- **SET EXERCISE**
Set down each line of the data below exactly as it stands, dropping the pictures.

- **INFORMATION SUPPLIED**
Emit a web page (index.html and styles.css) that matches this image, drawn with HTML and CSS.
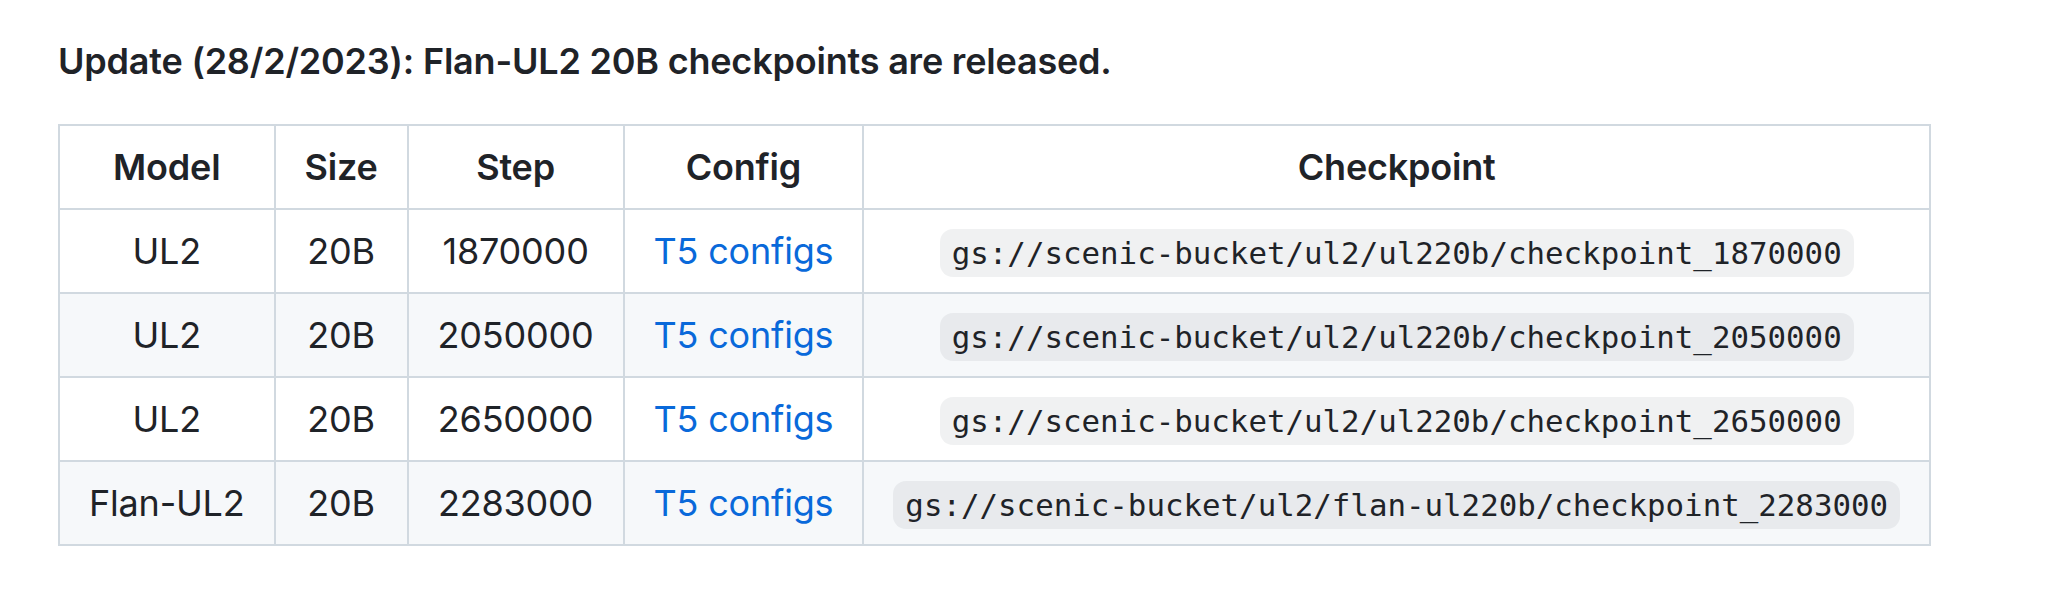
FILE: index.html
```html
<!DOCTYPE html>
<html lang="en">
<head>
    <meta charset="UTF-8">
    <meta name="viewport" content="width=device-width, initial-scale=1.0">
    <title>UL2 checkpoints</title>
    <link rel="stylesheet" href="styles.css">
</head>
<body>
    <article class="markdown-body">
        <p class="update"><strong>Update (28/2/2023): Flan-UL2 20B checkpoints are released.</strong></p>
        <table class="ckpt-table">
            <thead>
                <tr>
                    <th>Model</th>
                    <th>Size</th>
                    <th>Step</th>
                    <th>Config</th>
                    <th>Checkpoint</th>
                </tr>
            </thead>
            <tbody>
                <tr>
                    <td>UL2</td>
                    <td>20B</td>
                    <td>1870000</td>
                    <td><a href="#">T5 configs</a></td>
                    <td><code>gs://scenic-bucket/ul2/ul220b/checkpoint_1870000</code></td>
                </tr>
                <tr>
                    <td>UL2</td>
                    <td>20B</td>
                    <td>2050000</td>
                    <td><a href="#">T5 configs</a></td>
                    <td><code>gs://scenic-bucket/ul2/ul220b/checkpoint_2050000</code></td>
                </tr>
                <tr>
                    <td>UL2</td>
                    <td>20B</td>
                    <td>2650000</td>
                    <td><a href="#">T5 configs</a></td>
                    <td><code>gs://scenic-bucket/ul2/ul220b/checkpoint_2650000</code></td>
                </tr>
                <tr>
                    <td>Flan-UL2</td>
                    <td>20B</td>
                    <td>2283000</td>
                    <td><a href="#">T5 configs</a></td>
                    <td><code>gs://scenic-bucket/ul2/flan-ul220b/checkpoint_2283000</code></td>
                </tr>
            </tbody>
        </table>
    </article>
</body>
</html>
```

FILE: styles.css
```css
body {
    margin: 0;
    background: #fff;
    color: #1f2328;
    font-family: Inter, "Liberation Sans", sans-serif;
    font-size: 36px;
    line-height: 1.5;
    letter-spacing: -0.2px;
}

.markdown-body {
    padding: 34px 58px;
}

.update {
    margin: 0 0 36px;
}

.update strong {
    font-weight: 600;
}

.ckpt-table {
    border-collapse: collapse;
    border-spacing: 0;
}

.ckpt-table th,
.ckpt-table td {
    padding: 14px 29px;
    border: 2px solid #d1d9e0;
    text-align: center;
}

.ckpt-table th {
    font-weight: 600;
}

.ckpt-table tbody tr:nth-child(odd) {
    background: #fff;
}

.ckpt-table tbody tr:nth-child(even) {
    background: #f6f8fa;
}

.ckpt-table a {
    color: #0969da;
    text-decoration: none;
}

.ckpt-table code {
    font-family: "DejaVu Sans Mono", "Liberation Mono", monospace;
    font-size: 30.8px;
    letter-spacing: 0;
    padding: 6px 12px;
    border-radius: 13px;
    background: rgba(129, 139, 152, 0.12);
    white-space: nowrap;
}
```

- **RESPONSE TO THIS TASK**
Emit a web page (index.html and styles.css) that matches this image, drawn with HTML and CSS.
FILE: index.html
```html
<!DOCTYPE html>
<html lang="en">
<head>
    <meta charset="UTF-8">
    <meta name="viewport" content="width=device-width, initial-scale=1.0">
    <title>UL2 checkpoints</title>
    <link rel="stylesheet" href="styles.css">
</head>
<body>
    <article class="markdown-body">
        <p class="update"><strong>Update (28/2/2023): Flan-UL2 20B checkpoints are released.</strong></p>
        <table class="ckpt-table">
            <thead>
                <tr>
                    <th>Model</th>
                    <th>Size</th>
                    <th>Step</th>
                    <th>Config</th>
                    <th>Checkpoint</th>
                </tr>
            </thead>
            <tbody>
                <tr>
                    <td>UL2</td>
                    <td>20B</td>
                    <td>1870000</td>
                    <td><a href="#">T5 configs</a></td>
                    <td><code>gs://scenic-bucket/ul2/ul220b/checkpoint_1870000</code></td>
                </tr>
                <tr>
                    <td>UL2</td>
                    <td>20B</td>
                    <td>2050000</td>
                    <td><a href="#">T5 configs</a></td>
                    <td><code>gs://scenic-bucket/ul2/ul220b/checkpoint_2050000</code></td>
                </tr>
                <tr>
                    <td>UL2</td>
                    <td>20B</td>
                    <td>2650000</td>
                    <td><a href="#">T5 configs</a></td>
                    <td><code>gs://scenic-bucket/ul2/ul220b/checkpoint_2650000</code></td>
                </tr>
                <tr>
                    <td>Flan-UL2</td>
                    <td>20B</td>
                    <td>2283000</td>
                    <td><a href="#">T5 configs</a></td>
                    <td><code>gs://scenic-bucket/ul2/flan-ul220b/checkpoint_2283000</code></td>
                </tr>
            </tbody>
        </table>
    </article>
</body>
</html>
```

FILE: styles.css
```css
body {
    margin: 0;
    background: #fff;
    color: #1f2328;
    font-family: Inter, "Liberation Sans", sans-serif;
    font-size: 36px;
    line-height: 1.5;
    letter-spacing: -0.2px;
}

.markdown-body {
    padding: 34px 58px;
}

.update {
    margin: 0 0 36px;
}

.update strong {
    font-weight: 600;
}

.ckpt-table {
    border-collapse: collapse;
    border-spacing: 0;
}

.ckpt-table th,
.ckpt-table td {
    padding: 14px 29px;
    border: 2px solid #d1d9e0;
    text-align: center;
}

.ckpt-table th {
    font-weight: 600;
}

.ckpt-table tbody tr:nth-child(odd) {
    background: #fff;
}

.ckpt-table tbody tr:nth-child(even) {
    background: #f6f8fa;
}

.ckpt-table a {
    color: #0969da;
    text-decoration: none;
}

.ckpt-table code {
    font-family: "DejaVu Sans Mono", "Liberation Mono", monospace;
    font-size: 30.8px;
    letter-spacing: 0;
    padding: 6px 12px;
    border-radius: 13px;
    background: rgba(129, 139, 152, 0.12);
    white-space: nowrap;
}
```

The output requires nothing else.